• **Dataset content**:
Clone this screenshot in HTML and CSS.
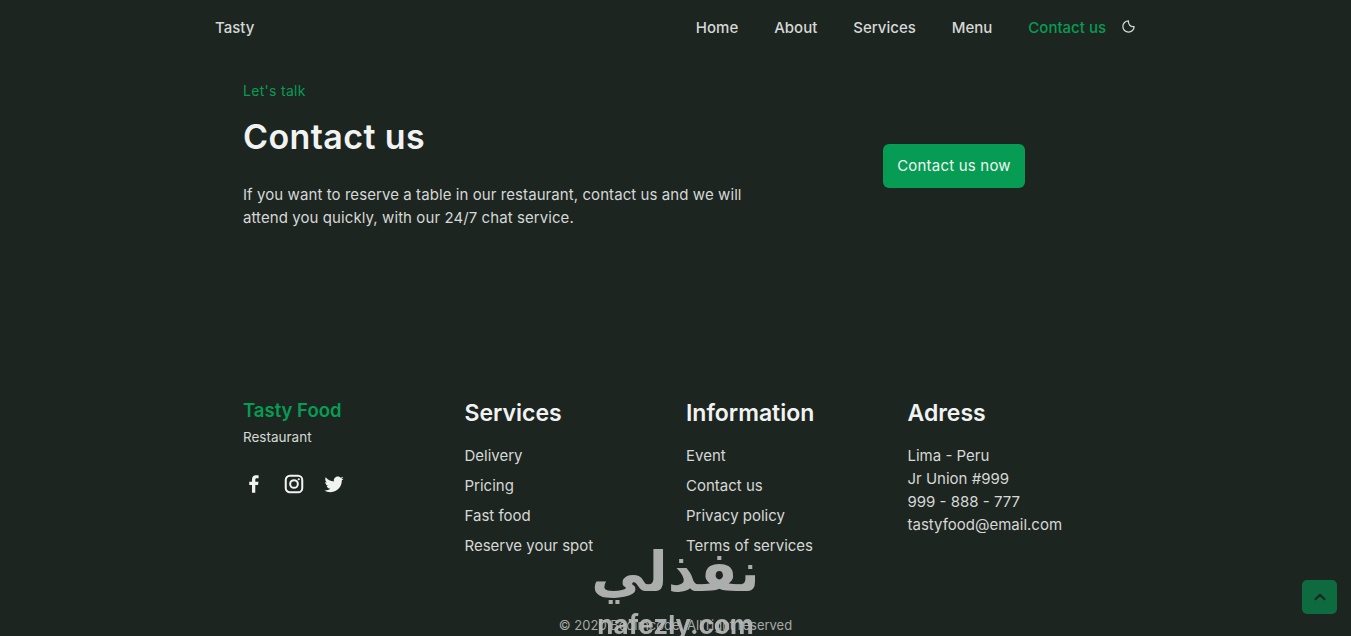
FILE: index.html
```html
<!DOCTYPE html>
<html lang="en">
<head>
    <meta charset="UTF-8">
    <title>Tasty</title>
    <link rel="stylesheet" href="styles.css">
</head>
<body>
    <header class="nav">
        <a class="nav-logo" href="#">Tasty</a>
        <ul class="nav-list">
            <li><a href="#">Home</a></li>
            <li><a href="#">About</a></li>
            <li><a href="#">Services</a></li>
            <li><a href="#">Menu</a></li>
            <li><a class="active" href="#">Contact us</a></li>
        </ul>
        <svg class="moon" viewBox="0 0 24 24" width="15" height="15" fill="none" stroke="currentColor" stroke-width="2" stroke-linejoin="round">
            <path d="M12 3a9 9 0 1 0 9 9 7.5 7.5 0 0 1-9-9z"/>
        </svg>
    </header>

    <section class="contact">
        <div class="contact-text">
            <span class="subtitle">Let's talk</span>
            <h1>Contact us</h1>
            <p>If you want to reserve a table in our restaurant, contact us and we will attend you quickly, with our 24/7 chat service.</p>
        </div>
        <div class="contact-action">
            <a class="button" href="#">Contact us now</a>
        </div>
    </section>

    <footer class="footer">
        <div class="footer-grid">
            <div>
                <a class="footer-logo" href="#">Tasty Food</a>
                <span class="footer-desc">Restaurant</span>
                <div class="social">
                    <svg viewBox="0 0 24 24" width="22" height="22" fill="currentColor">
                        <path d="M13.4 21.500v-8.500h3l.5-3.500h-3.500V7.400c0-1 .3-1.700 1.700-1.700h1.900V2.600c-.3 0-1.400-.1-2.700-.1-2.700 0-4.500 1.600-4.500 4.600v2.400H6.800V13h3v8.500z"/>
                    </svg>
                    <svg viewBox="0 0 24 24" width="22" height="22" fill="none" stroke="currentColor" stroke-width="2.200">
                        <rect x="3" y="3" width="18" height="18" rx="4.500"/>
                        <circle cx="12" cy="12" r="4.200"/>
                        <circle cx="17.200" cy="6.800" r="1.200" fill="currentColor" stroke="none"/>
                    </svg>
                    <svg viewBox="0 0 24 24" width="22" height="22" fill="currentColor">
                        <path d="M22.500 5.900c-.8.300-1.600.6-2.500.7.900-.5 1.600-1.400 1.900-2.400-.8.500-1.800.9-2.700 1-.8-.8-1.900-1.300-3.100-1.300-2.800 0-4.800 2.600-4.200 5.300-3.600-.2-6.800-1.900-8.900-4.600-1.100 1.900-.6 4.400 1.300 5.700-.7 0-1.400-.2-1.900-.5 0 2 1.400 3.900 3.500 4.300-.6.200-1.300.2-1.900.1.500 1.700 2.100 2.900 4 3-1.800 1.400-4.100 2-6.400 1.800 1.900 1.200 4.200 1.900 6.600 1.900 8 0 12.600-6.800 12.300-12.900.9-.6 1.600-1.400 2.200-2.300z"/>
                    </svg>
                </div>
            </div>
            <div>
                <h2>Services</h2>
                <ul class="footer-links">
                    <li><a href="#">Delivery</a></li>
                    <li><a href="#">Pricing</a></li>
                    <li><a href="#">Fast food</a></li>
                    <li><a href="#">Reserve your spot</a></li>
                </ul>
            </div>
            <div>
                <h2>Information</h2>
                <ul class="footer-links">
                    <li><a href="#">Event</a></li>
                    <li><a href="#">Contact us</a></li>
                    <li><a href="#">Privacy policy</a></li>
                    <li><a href="#">Terms of services</a></li>
                </ul>
            </div>
            <div>
                <h2>Adress</h2>
                <ul class="footer-address">
                    <li>Lima - Peru</li>
                    <li>Jr Union #999</li>
                    <li>999 - 888 - 777</li>
                    <li>tastyfood@email.com</li>
                </ul>
            </div>
        </div>
        <p class="copy">&copy; 2020 Bedimcode. All right reserved</p>
    </footer>

    <a class="scrolltop" href="#">
        <svg viewBox="0 0 24 24" width="18" height="18" fill="none" stroke="currentColor" stroke-width="2.500" stroke-linecap="round" stroke-linejoin="round">
            <path d="M6 15l6-6 6 6"/>
        </svg>
    </a>

    <div class="watermark">
        <span class="watermark-ar" lang="ar" dir="rtl">نفذلي</span>
        <span class="watermark-en">nafezly.com</span>
    </div>
</body>
</html>
```

FILE: styles.css
```css
* {
    box-sizing: border-box;
}

body {
    margin: 0;
    height: 636px;
    overflow: hidden;
    background: #1d2521;
    color: #d6d8d6;
    font-family: Inter, 'Open Sans', sans-serif;
    font-size: 15px;
}

a {
    color: inherit;
    text-decoration: none;
}

ul {
    list-style: none;
    margin: 0;
    padding: 0;
}

.nav {
    width: 921px;
    height: 54px;
    margin: 0 auto;
    display: flex;
    align-items: center;
    font-weight: 500;
}

.nav-logo {
    margin-right: auto;
}

.nav-list {
    display: flex;
    gap: 36px;
}

.nav-list .active {
    color: #069c54;
}

.moon {
    margin-left: 15px;
    margin-top: -2px;
}

.contact {
    width: 865px;
    margin: 0 auto;
    display: flex;
    height: 314px;
}

.contact-text {
    width: 557px;
    padding-top: 28px;
}

.subtitle {
    display: block;
    color: #069c54;
    font-size: 14px;
    letter-spacing: .3px;
    line-height: 18px;
}

h1 {
    margin: 17px 0 26px;
    font-size: 34px;
    letter-spacing: .4px;
    line-height: 40px;
    font-weight: 600;
    color: #f1f3f2;
}

.contact-text p {
    margin: 0;
    width: 515px;
    line-height: 23px;
    letter-spacing: .08px;
}

.contact-action {
    flex: 1;
    display: flex;
    justify-content: center;
    padding-top: 90px;
}

.button {
    width: 142px;
    height: 44px;
    display: flex;
    align-items: center;
    justify-content: center;
    background: #069c54;
    color: #f1f3f2;
    border-radius: 6px;
    letter-spacing: .2px;
    padding-bottom: 1px;
}

.footer {
    width: 865px;
    margin: 0 auto;
}

.footer-grid {
    display: grid;
    grid-template-columns: repeat(4, 200.500px);
    gap: 21px;
    height: 249px;
    padding-top: 28px;
}

.footer-logo {
    display: block;
    color: #069c54;
    font-size: 18.500px;
    font-weight: 600;
    line-height: 28px;
}

.footer-desc {
    display: block;
    margin-top: 4px;
    font-size: 13.500px;
    line-height: 18px;
}

.social {
    display: flex;
    gap: 18px;
    margin-top: 27px;
    color: #f1f3f2;
}

h2 {
    margin: 1px 0 12px;
    font-size: 23px;
    line-height: 32px;
    font-weight: 600;
    color: #f1f3f2;
}

.footer-links li {
    line-height: 30px;
}

.footer-address {
    padding-top: 3px;
}

.footer-address li {
    line-height: 23px;
}

.copy {
    margin: 0;
    text-align: center;
    font-size: 13px;
    color: #a6a9a7;
}

.scrolltop {
    position: fixed;
    right: 14px;
    bottom: 22px;
    width: 35px;
    height: 34px;
    display: flex;
    align-items: center;
    justify-content: center;
    background: #0e6b40;
    color: #1d2521;
    border-radius: 5px;
}

.watermark {
    position: fixed;
    left: 593px;
    top: 541px;
    width: 165px;
    display: flex;
    flex-direction: column;
    align-items: center;
    color: #bcbebc;
    opacity: .9;
    pointer-events: none;
}

.watermark-ar {
    font-family: 'DejaVu Sans', sans-serif;
    font-size: 55px;
    font-weight: 700;
    line-height: 62px;
}

.watermark-en {
    font-size: 26px;
    font-weight: 700;
    line-height: 32px;
    margin-top: 6px;
}
```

• **Your goal**: The pictures should not be reproduced; quote all of the other material exactly.

• **Problem solution**:
Clone this screenshot in HTML and CSS.
FILE: index.html
```html
<!DOCTYPE html>
<html lang="en">
<head>
    <meta charset="UTF-8">
    <title>Tasty</title>
    <link rel="stylesheet" href="styles.css">
</head>
<body>
    <header class="nav">
        <a class="nav-logo" href="#">Tasty</a>
        <ul class="nav-list">
            <li><a href="#">Home</a></li>
            <li><a href="#">About</a></li>
            <li><a href="#">Services</a></li>
            <li><a href="#">Menu</a></li>
            <li><a class="active" href="#">Contact us</a></li>
        </ul>
        <svg class="moon" viewBox="0 0 24 24" width="15" height="15" fill="none" stroke="currentColor" stroke-width="2" stroke-linejoin="round">
            <path d="M12 3a9 9 0 1 0 9 9 7.5 7.5 0 0 1-9-9z"/>
        </svg>
    </header>

    <section class="contact">
        <div class="contact-text">
            <span class="subtitle">Let's talk</span>
            <h1>Contact us</h1>
            <p>If you want to reserve a table in our restaurant, contact us and we will attend you quickly, with our 24/7 chat service.</p>
        </div>
        <div class="contact-action">
            <a class="button" href="#">Contact us now</a>
        </div>
    </section>

    <footer class="footer">
        <div class="footer-grid">
            <div>
                <a class="footer-logo" href="#">Tasty Food</a>
                <span class="footer-desc">Restaurant</span>
                <div class="social">
                    <svg viewBox="0 0 24 24" width="22" height="22" fill="currentColor">
                        <path d="M13.4 21.500v-8.500h3l.5-3.500h-3.500V7.400c0-1 .3-1.700 1.700-1.700h1.900V2.600c-.3 0-1.400-.1-2.700-.1-2.700 0-4.500 1.600-4.500 4.600v2.400H6.800V13h3v8.500z"/>
                    </svg>
                    <svg viewBox="0 0 24 24" width="22" height="22" fill="none" stroke="currentColor" stroke-width="2.200">
                        <rect x="3" y="3" width="18" height="18" rx="4.500"/>
                        <circle cx="12" cy="12" r="4.200"/>
                        <circle cx="17.200" cy="6.800" r="1.200" fill="currentColor" stroke="none"/>
                    </svg>
                    <svg viewBox="0 0 24 24" width="22" height="22" fill="currentColor">
                        <path d="M22.500 5.900c-.8.300-1.600.6-2.500.7.900-.5 1.600-1.400 1.900-2.400-.8.500-1.800.9-2.700 1-.8-.8-1.900-1.300-3.100-1.300-2.800 0-4.800 2.600-4.200 5.300-3.600-.2-6.800-1.900-8.900-4.600-1.100 1.900-.6 4.400 1.300 5.700-.7 0-1.400-.2-1.900-.5 0 2 1.400 3.900 3.500 4.300-.6.200-1.300.2-1.900.1.500 1.700 2.100 2.900 4 3-1.800 1.400-4.100 2-6.400 1.800 1.900 1.200 4.200 1.900 6.600 1.900 8 0 12.600-6.800 12.300-12.900.9-.6 1.600-1.400 2.200-2.300z"/>
                    </svg>
                </div>
            </div>
            <div>
                <h2>Services</h2>
                <ul class="footer-links">
                    <li><a href="#">Delivery</a></li>
                    <li><a href="#">Pricing</a></li>
                    <li><a href="#">Fast food</a></li>
                    <li><a href="#">Reserve your spot</a></li>
                </ul>
            </div>
            <div>
                <h2>Information</h2>
                <ul class="footer-links">
                    <li><a href="#">Event</a></li>
                    <li><a href="#">Contact us</a></li>
                    <li><a href="#">Privacy policy</a></li>
                    <li><a href="#">Terms of services</a></li>
                </ul>
            </div>
            <div>
                <h2>Adress</h2>
                <ul class="footer-address">
                    <li>Lima - Peru</li>
                    <li>Jr Union #999</li>
                    <li>999 - 888 - 777</li>
                    <li>tastyfood@email.com</li>
                </ul>
            </div>
        </div>
        <p class="copy">&copy; 2020 Bedimcode. All right reserved</p>
    </footer>

    <a class="scrolltop" href="#">
        <svg viewBox="0 0 24 24" width="18" height="18" fill="none" stroke="currentColor" stroke-width="2.500" stroke-linecap="round" stroke-linejoin="round">
            <path d="M6 15l6-6 6 6"/>
        </svg>
    </a>

    <div class="watermark">
        <span class="watermark-ar" lang="ar" dir="rtl">نفذلي</span>
        <span class="watermark-en">nafezly.com</span>
    </div>
</body>
</html>
```

FILE: styles.css
```css
* {
    box-sizing: border-box;
}

body {
    margin: 0;
    height: 636px;
    overflow: hidden;
    background: #1d2521;
    color: #d6d8d6;
    font-family: Inter, 'Open Sans', sans-serif;
    font-size: 15px;
}

a {
    color: inherit;
    text-decoration: none;
}

ul {
    list-style: none;
    margin: 0;
    padding: 0;
}

.nav {
    width: 921px;
    height: 54px;
    margin: 0 auto;
    display: flex;
    align-items: center;
    font-weight: 500;
}

.nav-logo {
    margin-right: auto;
}

.nav-list {
    display: flex;
    gap: 36px;
}

.nav-list .active {
    color: #069c54;
}

.moon {
    margin-left: 15px;
    margin-top: -2px;
}

.contact {
    width: 865px;
    margin: 0 auto;
    display: flex;
    height: 314px;
}

.contact-text {
    width: 557px;
    padding-top: 28px;
}

.subtitle {
    display: block;
    color: #069c54;
    font-size: 14px;
    letter-spacing: .3px;
    line-height: 18px;
}

h1 {
    margin: 17px 0 26px;
    font-size: 34px;
    letter-spacing: .4px;
    line-height: 40px;
    font-weight: 600;
    color: #f1f3f2;
}

.contact-text p {
    margin: 0;
    width: 515px;
    line-height: 23px;
    letter-spacing: .08px;
}

.contact-action {
    flex: 1;
    display: flex;
    justify-content: center;
    padding-top: 90px;
}

.button {
    width: 142px;
    height: 44px;
    display: flex;
    align-items: center;
    justify-content: center;
    background: #069c54;
    color: #f1f3f2;
    border-radius: 6px;
    letter-spacing: .2px;
    padding-bottom: 1px;
}

.footer {
    width: 865px;
    margin: 0 auto;
}

.footer-grid {
    display: grid;
    grid-template-columns: repeat(4, 200.500px);
    gap: 21px;
    height: 249px;
    padding-top: 28px;
}

.footer-logo {
    display: block;
    color: #069c54;
    font-size: 18.500px;
    font-weight: 600;
    line-height: 28px;
}

.footer-desc {
    display: block;
    margin-top: 4px;
    font-size: 13.500px;
    line-height: 18px;
}

.social {
    display: flex;
    gap: 18px;
    margin-top: 27px;
    color: #f1f3f2;
}

h2 {
    margin: 1px 0 12px;
    font-size: 23px;
    line-height: 32px;
    font-weight: 600;
    color: #f1f3f2;
}

.footer-links li {
    line-height: 30px;
}

.footer-address {
    padding-top: 3px;
}

.footer-address li {
    line-height: 23px;
}

.copy {
    margin: 0;
    text-align: center;
    font-size: 13px;
    color: #a6a9a7;
}

.scrolltop {
    position: fixed;
    right: 14px;
    bottom: 22px;
    width: 35px;
    height: 34px;
    display: flex;
    align-items: center;
    justify-content: center;
    background: #0e6b40;
    color: #1d2521;
    border-radius: 5px;
}

.watermark {
    position: fixed;
    left: 593px;
    top: 541px;
    width: 165px;
    display: flex;
    flex-direction: column;
    align-items: center;
    color: #bcbebc;
    opacity: .9;
    pointer-events: none;
}

.watermark-ar {
    font-family: 'DejaVu Sans', sans-serif;
    font-size: 55px;
    font-weight: 700;
    line-height: 62px;
}

.watermark-en {
    font-size: 26px;
    font-weight: 700;
    line-height: 32px;
    margin-top: 6px;
}
```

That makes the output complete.